Bloc - Notes

Par ALINE LAHOUD
CHARITE BIEN ORDONNEE...
Ay bien réfléchir, nous sommes, nous autres Libanais, un peuple charitable. Non de cette charité à fleur de peau qui pousse, de temps en temps, à faire l’aumône à un mendiant, mais celle universelle dont St-Paul disait: “Sans la charité, nous ne sommes que de l’airain qui résonne”. Que St-Paul nous pardonne, mais nous avons depuis amélioré la formule en pratiquant une charité qui résonne et de préférence à grand fracas.
Que ceux qui sont tentés de sourire - ou au mieux - de faire la grimace s’en abstiennent. Ne sommes-nous pas de tous les combats, quels que soient la cause pour laquelle on se bat et l’endroit où l’on s’entretue?
Ne sommes-nous pas descendus dans la rue pour saccager les magasins, brûler les voitures, transformer les chaussées en ornières en guise de soutien à l’Algérie, quand les Algériens se battaient pour leur indépendance?
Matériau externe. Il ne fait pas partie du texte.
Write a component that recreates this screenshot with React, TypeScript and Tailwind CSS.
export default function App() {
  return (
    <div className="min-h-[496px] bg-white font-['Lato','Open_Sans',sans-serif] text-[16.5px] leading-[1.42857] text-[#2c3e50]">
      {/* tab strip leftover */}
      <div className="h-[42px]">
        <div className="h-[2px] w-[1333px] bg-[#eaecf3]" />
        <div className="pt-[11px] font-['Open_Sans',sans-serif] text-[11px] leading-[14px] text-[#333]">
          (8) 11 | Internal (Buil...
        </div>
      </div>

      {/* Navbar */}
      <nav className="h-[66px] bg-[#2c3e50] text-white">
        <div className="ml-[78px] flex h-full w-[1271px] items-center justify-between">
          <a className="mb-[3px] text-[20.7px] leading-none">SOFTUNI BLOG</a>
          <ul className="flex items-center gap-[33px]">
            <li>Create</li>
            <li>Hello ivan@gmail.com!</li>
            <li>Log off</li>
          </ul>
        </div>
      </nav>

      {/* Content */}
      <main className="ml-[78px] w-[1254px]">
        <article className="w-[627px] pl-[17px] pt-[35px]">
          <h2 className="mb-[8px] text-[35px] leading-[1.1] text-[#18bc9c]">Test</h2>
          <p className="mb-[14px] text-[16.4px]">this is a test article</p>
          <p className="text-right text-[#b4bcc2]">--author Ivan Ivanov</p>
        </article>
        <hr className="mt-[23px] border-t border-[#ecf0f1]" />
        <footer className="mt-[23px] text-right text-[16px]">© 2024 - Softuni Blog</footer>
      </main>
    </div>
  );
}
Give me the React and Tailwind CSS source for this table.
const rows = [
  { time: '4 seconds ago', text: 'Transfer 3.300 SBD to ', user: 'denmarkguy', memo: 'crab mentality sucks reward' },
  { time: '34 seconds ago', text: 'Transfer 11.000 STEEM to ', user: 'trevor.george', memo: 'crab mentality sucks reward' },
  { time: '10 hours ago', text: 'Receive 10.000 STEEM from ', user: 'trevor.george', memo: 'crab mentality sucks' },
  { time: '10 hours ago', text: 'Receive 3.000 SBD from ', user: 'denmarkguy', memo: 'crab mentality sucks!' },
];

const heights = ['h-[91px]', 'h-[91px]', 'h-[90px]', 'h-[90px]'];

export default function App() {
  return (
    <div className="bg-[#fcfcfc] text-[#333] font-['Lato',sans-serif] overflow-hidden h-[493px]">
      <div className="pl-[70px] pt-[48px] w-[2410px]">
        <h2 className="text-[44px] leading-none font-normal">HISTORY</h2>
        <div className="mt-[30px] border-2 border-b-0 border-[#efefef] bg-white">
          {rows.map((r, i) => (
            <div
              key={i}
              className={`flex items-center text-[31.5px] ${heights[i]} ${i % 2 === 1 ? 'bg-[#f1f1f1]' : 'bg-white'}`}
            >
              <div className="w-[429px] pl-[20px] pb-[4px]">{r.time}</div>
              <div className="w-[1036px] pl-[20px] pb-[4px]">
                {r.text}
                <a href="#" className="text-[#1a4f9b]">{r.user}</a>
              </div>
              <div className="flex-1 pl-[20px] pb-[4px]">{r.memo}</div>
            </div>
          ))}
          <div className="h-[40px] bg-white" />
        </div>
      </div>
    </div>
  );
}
N’avons-nous pas récidivé lors du massacre de la famille royale d’Irak pour fêter une révolution qui nous a, finalement, laissé sur les bras un Saddam Hussein? Même saccage pour soutenir un Yasser Arafat qui nous a valu quinze ans de guerre et nous a laissé en héritage un demi-million de Palestiniens, dont il se moque depuis qu’il se promène bras-dessus bras-dessous avec Madeleine Albright et Ehud Barak?
N’avons-nous pas manifesté pour l’Erythrée, le Cachemire, l’Afghanistan, l’Iran, la Bosnie, le Kosovo, la Tchétchénie et même pour Ocalan?
Les gens bornés diraient: charité bien ordonnée commence par soi-même, ce qui est l’excuse plutôt mesquine du parfait égoïste. Et égoïstes, nous ne le sommes pas. Quelqu’un nous a-t-il jamais vus descendre dans la rue pour réclamer quelque chose pour nous-mêmes? Y sommes-nous descendus pour protester contre la hausse stupéfiante des scolarités de nos enfants, le manque de places dans les écoles et les universités? Avons-nous organisé des marches contre la hausse insensée des services publics, tels l’électricité, le téléphone, ce fléau qui s’appelle le cellulaire et, surtout, contre la lourdeur des impôts et la multiplicité des taxes?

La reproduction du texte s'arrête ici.